We were living in southern New Hampshire at the time and there was a separate report published by the District Attorney’s office in NH that I managed to get a copy of and read. I was angry and hurt because I knew some more of these people and had broken bread with some of them. I was torn and admittedly selfish because I did not want to lose my faith over this. What I did do was disconnect from the church at a diocesan level and remained active in my local parishes. I also paid attention to the additional stories and revelations that came about further reinforcing that the crisis was not limited to just New England. I also know that changes were made and new polices were set attempting to add transparency to avoid future problems. What I didn’t do was look critically as to how much was actually being done. I simply disconnected from the diocese and the only interactions I had were when I helped represent our parish to the diocese in Denver and again in Seattle as the chair of the finance council in parishes where we were building new churches.
I make my living through learning and leadership. I learn by research. It can be reading, listening, doing, or combinations of all these things. I lead by using what I have learned and sharing that with others. I lead by example as much as I possibly can. I am not perfect, and I do not expect perfection from others. I do however, expect others to behave ethically, take ownership, and hold themselves accountable for results. Mistakes that were made in good conscience attempting to do the right thing would not be something I would expect to punish. However, the inability to learn after repeated attempts indicates that something must be done, or we fail. Even if what must be done is gut wrenchingly hard. I coach leaders all the time about why it is so important to deal with poor performance head on. Otherwise by carrying those people for extended periods not only does the company’s performance suffer, but the teams resent you as a leader for making them carry the weight of those who cannot or chose not to perform.
While the Catholic church is a religion, it also has a hierarchy like most large businesses do. In fact, it is a strict hierarchy and perhaps that is what is needed when your faith consists of more than a billion people who are part of it. But the lay people who identify as Catholic did not make that hierarchy. They did not choose it, and they cannot control it. That hierarchy and leadership is chosen and created by the church itself. It is not divine, it is built and maintained by the church and the church is responsible for the results that are created by it.

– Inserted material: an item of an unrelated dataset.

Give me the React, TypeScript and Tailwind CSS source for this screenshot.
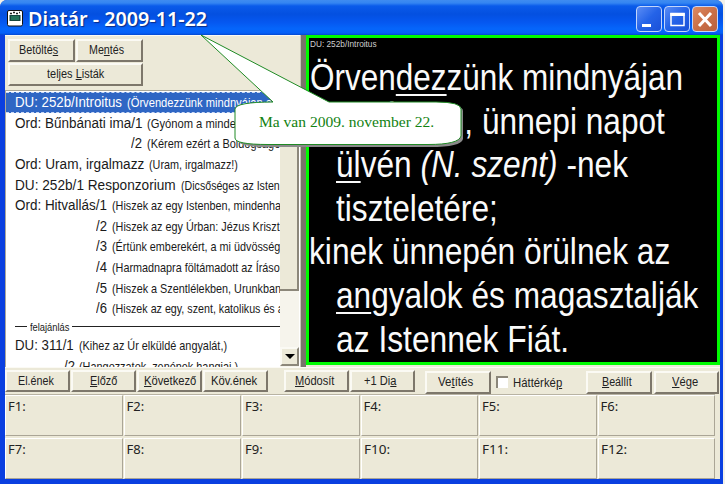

While some members of the church with higher level positions have attempted to pass off the recent reporting from the grand jury in Pennsylvania as ‘old news’, it is not. Yes, there are a lot of older cases that make up most examples. But there are also newer cases and more recent attempts at burying these cases to preserve the church. I have read the main body of the report and it’s clear that as cases were brought forth, the church leadership frequently attempted to avoid being held truly accountable for these abuses. This behavior continued long after the exposure to the crisis by the Boston Globe and others. They gave much more forgiveness to the priests than they gave support and healing to those they hurt. They would use bullying tactics, payoffs with non-disclosure agreements, and even guilt about harming the church to the very families that were hurt by the church and then continue to support the priests even with active ministries.
In the Pennsylvania diocese alone, there were over three hundred priests who abused more than one thousand identified victims. This is not an aberration in an otherwise healthy church hierarchy. Versions of this story continue to play out across the country and across the world. The situations are slightly different, but one thing remains the same. The church has largely escaped true accountability for breaking the law and for its sins. It has also avoided true reform. Nobody should be above the law. If I were the CFO of a company and I knew that people were embezzling and did nothing, you can be sure I would end up in jail when it came to light because to know and do nothing makes you part of the problem. It’s against the law to not report child abuse when you know it. The church didn’t just not report it, they actively engaged in hiding it. This enabled countless thousands of additional abuses over the years. And yet, we don’t see a whole lot of priests and more importantly bishops and cardinals in jail.
At this point I have no faith the Catholic church is capable of managing itself in a way that gives the laity the same care and respect and love that it gives its deviant priests let alone putting them above them. If Jesus drove the money changers out of the temple, how do you think he’d react when faced with this? Jesus didn’t just get a little sick for our sins, he died for them. He didn’t get assigned to another parish, he was hung on a cross. This church that purports to represent Christ to us to the point where the priests can transform bread and wine into the body and blood of Christ has actively engaged in lie after lie, coverup after coverup, coercion after coercion to protect itself rather than deal with the abusers and support the victims.
If you are Catholic, THIS is your church leadership and therefore this is your church. And this church, like Christ before them, needs to die for those sins. I have loved the churches I have been a part of. I love my pastor today as much as ever which simply adds to the pain when I come to the realization that I can no longer in good conscience be a part of this church as it stands today. I can no longer compartmentalize the diocese away from my parish. The Catholic church is universal. The hierarchy and diocese are just as much a part of it, if not more so, than any individual parish. While there may well be good and blameless diocesan leadership out there somewhere, you too are choosing to be a part of all this when you know what you are surrounded by. I want to support my parish, but by doing so I am also supporting the diocesan leadership and I simply can’t be a part of that.
I can no longer remain complicit. I can no longer help keep it alive with my time, my talent, or my treasure. Some day we’re all going to die. When I die, all I can think about is trying to explain to Christ why I continued to be a part of a church that willingly and purposefully allowed so many children to be hurt by it. I could be a part of a church that makes mistakes. Even when those mistakes occasionally hurt people. I can’t be part of one that hurts so many and instead of trying to fix it, simply allows it to fester and continue by purposely hiding, avoiding the truth, and manipulating those that were hurt into silence. I resent this church leadership for asking me to carry this weight and avoiding the consequences themselves. Until the church holds itself accountable, it is no longer my church.
Tear down this temple since at this point only Christ can rebuild it.